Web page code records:
+ + + + + + +

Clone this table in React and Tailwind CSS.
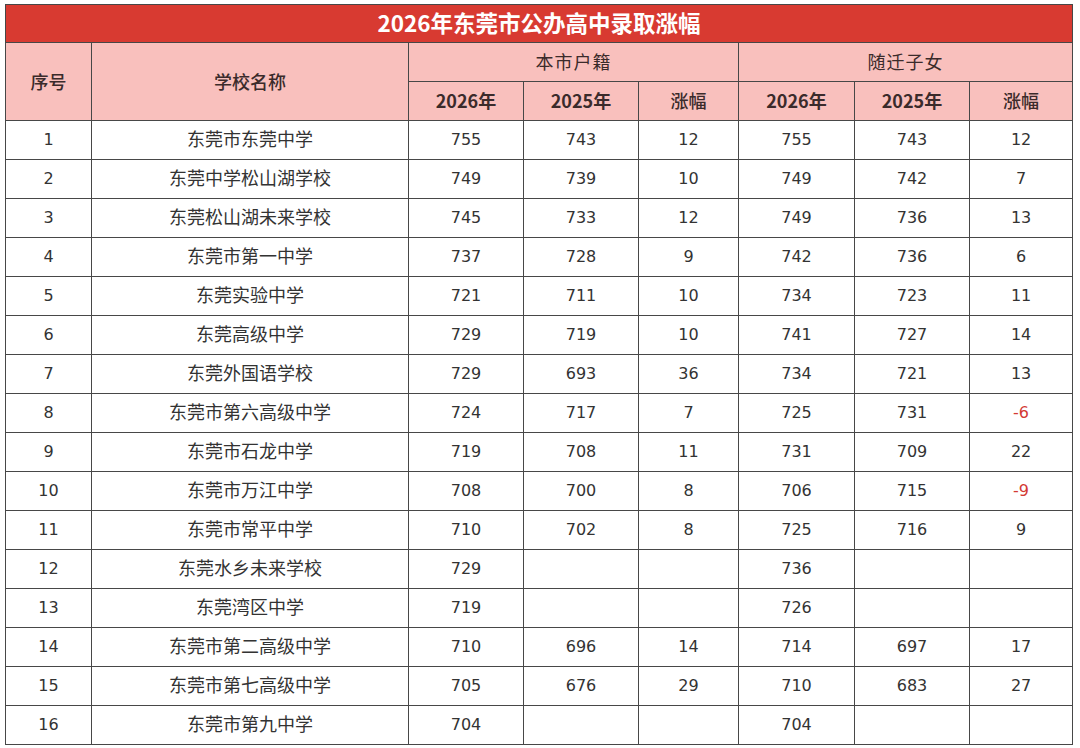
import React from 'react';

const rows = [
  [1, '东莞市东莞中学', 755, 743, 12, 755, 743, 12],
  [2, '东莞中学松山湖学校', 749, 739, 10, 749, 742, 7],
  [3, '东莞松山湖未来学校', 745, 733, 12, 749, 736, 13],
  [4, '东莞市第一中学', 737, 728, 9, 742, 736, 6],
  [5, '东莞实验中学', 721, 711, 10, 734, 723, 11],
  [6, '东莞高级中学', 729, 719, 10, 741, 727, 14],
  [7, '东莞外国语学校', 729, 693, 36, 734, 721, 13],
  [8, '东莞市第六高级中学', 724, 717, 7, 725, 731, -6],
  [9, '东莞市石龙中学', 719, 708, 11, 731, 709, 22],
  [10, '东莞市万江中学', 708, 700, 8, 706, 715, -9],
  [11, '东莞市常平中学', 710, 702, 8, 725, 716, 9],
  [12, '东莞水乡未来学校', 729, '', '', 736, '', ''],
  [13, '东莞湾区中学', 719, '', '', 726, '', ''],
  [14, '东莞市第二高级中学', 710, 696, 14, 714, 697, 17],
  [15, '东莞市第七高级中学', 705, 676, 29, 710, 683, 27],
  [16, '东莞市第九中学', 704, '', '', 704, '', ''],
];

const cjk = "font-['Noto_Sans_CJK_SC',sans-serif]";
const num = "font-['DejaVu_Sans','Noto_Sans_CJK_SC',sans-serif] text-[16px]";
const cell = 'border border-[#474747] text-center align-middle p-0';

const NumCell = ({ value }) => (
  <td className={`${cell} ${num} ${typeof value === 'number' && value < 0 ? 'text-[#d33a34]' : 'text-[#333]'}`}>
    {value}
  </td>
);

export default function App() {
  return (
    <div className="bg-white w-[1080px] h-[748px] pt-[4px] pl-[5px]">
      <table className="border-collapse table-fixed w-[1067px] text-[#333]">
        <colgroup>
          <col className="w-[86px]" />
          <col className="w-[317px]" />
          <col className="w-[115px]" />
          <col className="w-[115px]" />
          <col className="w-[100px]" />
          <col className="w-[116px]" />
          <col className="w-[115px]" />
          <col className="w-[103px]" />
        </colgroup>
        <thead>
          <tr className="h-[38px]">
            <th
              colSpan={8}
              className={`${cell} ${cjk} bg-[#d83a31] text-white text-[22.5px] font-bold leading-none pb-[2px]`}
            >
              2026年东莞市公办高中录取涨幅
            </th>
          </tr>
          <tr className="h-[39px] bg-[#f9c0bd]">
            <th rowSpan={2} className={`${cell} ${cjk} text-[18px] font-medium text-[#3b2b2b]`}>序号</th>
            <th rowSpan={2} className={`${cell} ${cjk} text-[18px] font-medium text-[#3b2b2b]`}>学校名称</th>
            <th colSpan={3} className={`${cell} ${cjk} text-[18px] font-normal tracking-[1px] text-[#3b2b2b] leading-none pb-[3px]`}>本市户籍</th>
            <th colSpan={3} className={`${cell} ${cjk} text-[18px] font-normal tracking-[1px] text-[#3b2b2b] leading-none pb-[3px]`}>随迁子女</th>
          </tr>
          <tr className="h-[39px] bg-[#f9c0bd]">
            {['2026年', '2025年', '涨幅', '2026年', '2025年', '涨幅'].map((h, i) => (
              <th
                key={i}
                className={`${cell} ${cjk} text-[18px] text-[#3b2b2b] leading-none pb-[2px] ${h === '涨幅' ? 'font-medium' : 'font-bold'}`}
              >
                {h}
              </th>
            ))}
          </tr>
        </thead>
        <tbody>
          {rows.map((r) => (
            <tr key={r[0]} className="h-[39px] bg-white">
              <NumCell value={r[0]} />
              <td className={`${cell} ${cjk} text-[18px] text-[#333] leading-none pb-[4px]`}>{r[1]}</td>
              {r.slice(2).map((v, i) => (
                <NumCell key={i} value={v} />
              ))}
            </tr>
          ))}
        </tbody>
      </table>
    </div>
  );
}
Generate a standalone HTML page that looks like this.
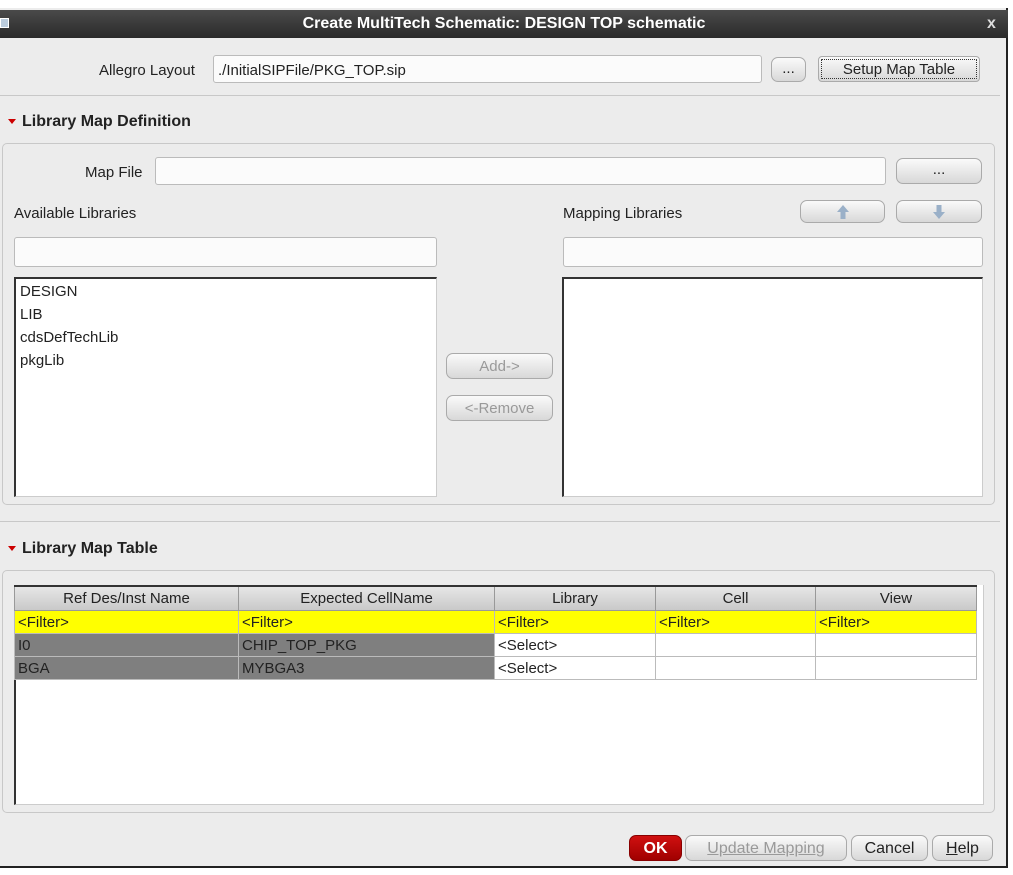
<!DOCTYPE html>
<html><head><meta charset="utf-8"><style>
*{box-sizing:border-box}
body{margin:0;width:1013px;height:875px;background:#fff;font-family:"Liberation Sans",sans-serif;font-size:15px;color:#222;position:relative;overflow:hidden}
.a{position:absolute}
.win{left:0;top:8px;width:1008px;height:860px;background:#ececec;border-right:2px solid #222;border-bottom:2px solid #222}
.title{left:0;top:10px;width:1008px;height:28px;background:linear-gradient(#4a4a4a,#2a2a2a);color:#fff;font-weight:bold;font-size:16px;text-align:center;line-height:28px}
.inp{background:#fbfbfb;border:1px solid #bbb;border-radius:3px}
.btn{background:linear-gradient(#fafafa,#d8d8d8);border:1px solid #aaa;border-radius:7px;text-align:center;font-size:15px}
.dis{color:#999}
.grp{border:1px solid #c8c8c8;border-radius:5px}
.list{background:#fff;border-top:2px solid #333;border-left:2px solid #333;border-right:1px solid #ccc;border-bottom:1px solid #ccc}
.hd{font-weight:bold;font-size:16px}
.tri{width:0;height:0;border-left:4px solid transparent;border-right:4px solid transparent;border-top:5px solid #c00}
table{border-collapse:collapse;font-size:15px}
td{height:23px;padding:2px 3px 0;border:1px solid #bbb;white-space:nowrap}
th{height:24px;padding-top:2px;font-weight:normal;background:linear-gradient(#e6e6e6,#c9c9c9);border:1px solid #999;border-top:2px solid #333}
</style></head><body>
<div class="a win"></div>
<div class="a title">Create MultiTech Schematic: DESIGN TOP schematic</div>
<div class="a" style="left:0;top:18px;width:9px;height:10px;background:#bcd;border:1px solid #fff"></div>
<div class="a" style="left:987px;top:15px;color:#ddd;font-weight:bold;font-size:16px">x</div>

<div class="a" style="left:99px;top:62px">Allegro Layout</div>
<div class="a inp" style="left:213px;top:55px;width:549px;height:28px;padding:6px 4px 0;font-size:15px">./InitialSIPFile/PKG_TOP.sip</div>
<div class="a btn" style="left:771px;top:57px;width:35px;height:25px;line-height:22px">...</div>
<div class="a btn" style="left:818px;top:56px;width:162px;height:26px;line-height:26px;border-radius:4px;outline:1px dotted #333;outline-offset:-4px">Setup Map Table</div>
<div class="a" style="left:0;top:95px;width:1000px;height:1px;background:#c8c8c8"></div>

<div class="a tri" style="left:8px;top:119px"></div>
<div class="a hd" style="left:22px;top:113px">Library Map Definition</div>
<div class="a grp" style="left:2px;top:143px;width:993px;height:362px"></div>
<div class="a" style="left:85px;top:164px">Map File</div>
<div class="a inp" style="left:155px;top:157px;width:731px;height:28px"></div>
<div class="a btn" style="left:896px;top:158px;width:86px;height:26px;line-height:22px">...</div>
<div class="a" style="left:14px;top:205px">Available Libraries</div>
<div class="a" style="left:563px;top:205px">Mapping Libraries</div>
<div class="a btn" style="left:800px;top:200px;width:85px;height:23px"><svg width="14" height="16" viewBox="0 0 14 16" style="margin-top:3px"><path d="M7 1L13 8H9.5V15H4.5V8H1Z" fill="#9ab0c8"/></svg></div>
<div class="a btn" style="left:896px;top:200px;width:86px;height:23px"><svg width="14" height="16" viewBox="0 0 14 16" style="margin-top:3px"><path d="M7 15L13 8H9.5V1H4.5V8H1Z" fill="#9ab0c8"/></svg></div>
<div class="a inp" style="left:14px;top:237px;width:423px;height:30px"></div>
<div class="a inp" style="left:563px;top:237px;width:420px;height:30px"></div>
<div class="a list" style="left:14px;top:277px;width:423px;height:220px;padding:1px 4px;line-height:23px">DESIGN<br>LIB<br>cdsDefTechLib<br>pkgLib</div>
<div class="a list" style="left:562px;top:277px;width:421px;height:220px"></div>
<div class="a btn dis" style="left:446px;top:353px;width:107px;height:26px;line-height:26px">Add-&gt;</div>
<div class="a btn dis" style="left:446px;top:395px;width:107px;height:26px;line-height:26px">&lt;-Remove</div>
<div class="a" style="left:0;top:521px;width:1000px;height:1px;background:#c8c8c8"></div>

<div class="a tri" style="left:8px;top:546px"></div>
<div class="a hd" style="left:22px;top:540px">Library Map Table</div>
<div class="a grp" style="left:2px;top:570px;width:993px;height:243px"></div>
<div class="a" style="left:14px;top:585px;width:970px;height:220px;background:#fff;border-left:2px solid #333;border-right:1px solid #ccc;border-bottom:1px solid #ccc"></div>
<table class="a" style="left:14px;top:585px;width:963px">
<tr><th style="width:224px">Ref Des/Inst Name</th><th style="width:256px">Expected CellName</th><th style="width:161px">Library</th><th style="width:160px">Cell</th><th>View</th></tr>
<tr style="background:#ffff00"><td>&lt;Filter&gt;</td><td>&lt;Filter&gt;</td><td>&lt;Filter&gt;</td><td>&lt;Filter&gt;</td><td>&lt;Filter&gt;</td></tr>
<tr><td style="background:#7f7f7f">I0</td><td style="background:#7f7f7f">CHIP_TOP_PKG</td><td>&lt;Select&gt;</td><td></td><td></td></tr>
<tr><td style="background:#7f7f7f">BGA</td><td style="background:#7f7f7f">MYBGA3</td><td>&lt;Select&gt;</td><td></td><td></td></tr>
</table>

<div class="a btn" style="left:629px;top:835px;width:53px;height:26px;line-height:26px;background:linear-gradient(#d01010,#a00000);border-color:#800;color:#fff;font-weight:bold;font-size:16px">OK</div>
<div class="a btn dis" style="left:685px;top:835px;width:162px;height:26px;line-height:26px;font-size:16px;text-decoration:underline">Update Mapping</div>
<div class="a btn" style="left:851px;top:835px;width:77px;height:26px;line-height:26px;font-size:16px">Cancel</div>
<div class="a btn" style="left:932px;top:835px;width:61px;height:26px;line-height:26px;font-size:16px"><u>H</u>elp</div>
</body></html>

+ + + + + + +

**Aim of the exercise**. Repeat exactly the lines from the first line of the records above through the line containing "import React from 'react';", both included. Leave out the pictures.

**Task solution**.
Clone this table in React and Tailwind CSS.
import React from 'react';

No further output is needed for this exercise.